Price integration along the Spanish gilthead seabream (Sparus aurata) VALUE chain

J.M. fernández-Polanco, I. Llorente*, L. Luna
Departamento de Administración de Empresas. Facultad de Ciencias Económicas y Empresariales. Universidad de Cantabria. 39005 Santander (Spain). Email:  


Increasing supply in a full developed market, the financial crisis in the main destination markets and the difficulties in reaching new markets have increased competition in the Mediterranean bass & bream industry. A key question for this industry is to know how negotiation power is distributed along the value chain. Seabream is the most important farmed species in this region, and Spain is the main market. Results of price integration analysis along the different stages in the Spanish gilthead seabream (Sparus aurata) value chain using cointegration analysis are presented here.

Materials and methods

It is possible to study price transmission by analyzing market integration between different levels of the value chain. Given the non-stationary nature of most of the price series, the statistical method used to study the relationships among these is the cointegration analysis. The price series for seabream at the production, wholesale and retail levels have been collected weekly since 2009 by the Ministry of Agriculture and Food through the Observatory of Food Prices (MAGRAMA, 2014). Import prices were obtained from the quantities and values ​​imported by Spain from Greece and Turkey, that are available in the database of external trade of the EU.

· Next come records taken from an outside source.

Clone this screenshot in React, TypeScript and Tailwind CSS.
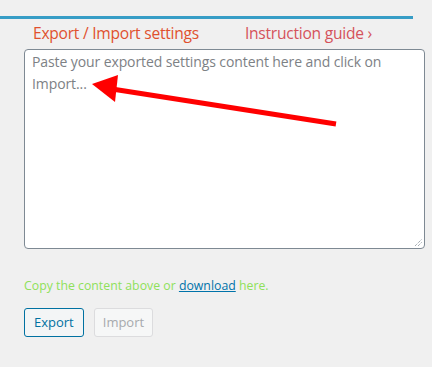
import React from 'react';

const Arrow: React.FC = () => (
  <svg className="absolute left-0 top-0 pointer-events-none" width="432" height="367" viewBox="0 0 432 367">
    <line x1="336" y1="124" x2="112" y2="89" stroke="#ff0000" strokeWidth="5" />
    <polygon points="92,84 118,75 115,102" fill="#ff0000" />
  </svg>
);

export default function App() {
  return (
    <div className="relative w-[432px] h-[367px] bg-[#f0f0f0] overflow-hidden font-['Open_Sans','Noto_Sans',sans-serif]">
      <div className="pt-[16px]">
        <div className="w-[413px] h-[3px] bg-[#379dc6]" />
      </div>

      <div className="flex items-center pl-[33px] pt-[4px] h-[26px] text-[15.6px] leading-none">
        <span className="text-[#e0502e] tracking-[-0.25px]">Export / Import settings</span>
        <span className="ml-[46px] text-[#d5525b] tracking-[-0.25px]">Instruction guide ›</span>
      </div>

      <div className="pl-[24px] pt-[4px]">
        <div className="relative w-[401px] h-[200px] rounded-[4px] border border-[#7e8993] bg-white">
          <p className="pl-[7px] pr-[20px] pt-[1px] text-[14px] leading-[22px] tracking-[-0.1px] text-[#7d8185]">
            Paste your exported settings content here and click on Import...
          </p>
          <svg className="absolute right-[1px] bottom-[1px]" width="9" height="9" viewBox="0 0 9 9">
            <line x1="1" y1="8" x2="8" y2="1" stroke="#7e8993" strokeWidth="1" strokeDasharray="1 1" />
            <line x1="4" y1="8" x2="8" y2="4" stroke="#7e8993" strokeWidth="1" strokeDasharray="1 1" />
          </svg>
        </div>
      </div>

      <p className="pl-[24px] pt-[28px] text-[12.3px] leading-[18px] text-[#8ee05a]">
        Copy the content above or <span className="text-[#0073aa] underline">download</span> here.
      </p>

      <div className="flex gap-[10px] pl-[24px] pt-[13px]">
        <button className="h-[29px] px-[9px] rounded-[3px] border border-[#0071a1] bg-[#f3f5f6] text-[#0071a1] text-[13px] leading-none">
          Export
        </button>
        <button className="h-[29px] px-[8px] rounded-[3px] border border-[#dcdcde] bg-[#f6f7f7] text-[#a7aaad] text-[13px] leading-none">
          Import
        </button>
      </div>

      <Arrow />
    </div>
  );
}
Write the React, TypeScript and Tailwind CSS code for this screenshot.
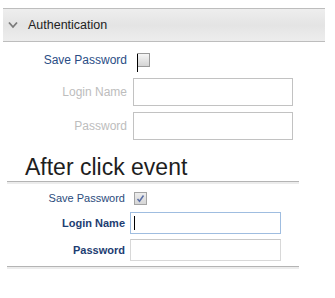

In a model to test price transmission in the domestic market only local prices are considerd. A second model considers Spanish ex-farm prices and Spanish import prices from Greece and Turkey to test market delimitations. Results show that ex-farm prices are not caused by other agents of the value chain. Wholesalers set their prices according to the ex-farm prices and the retailers' margin. However, when considering retailers, there are no price linkages causing their prices. Results also suggest that Spanish ex-farms prices are determined in part by the Spanish industry, but especially by the price of imports.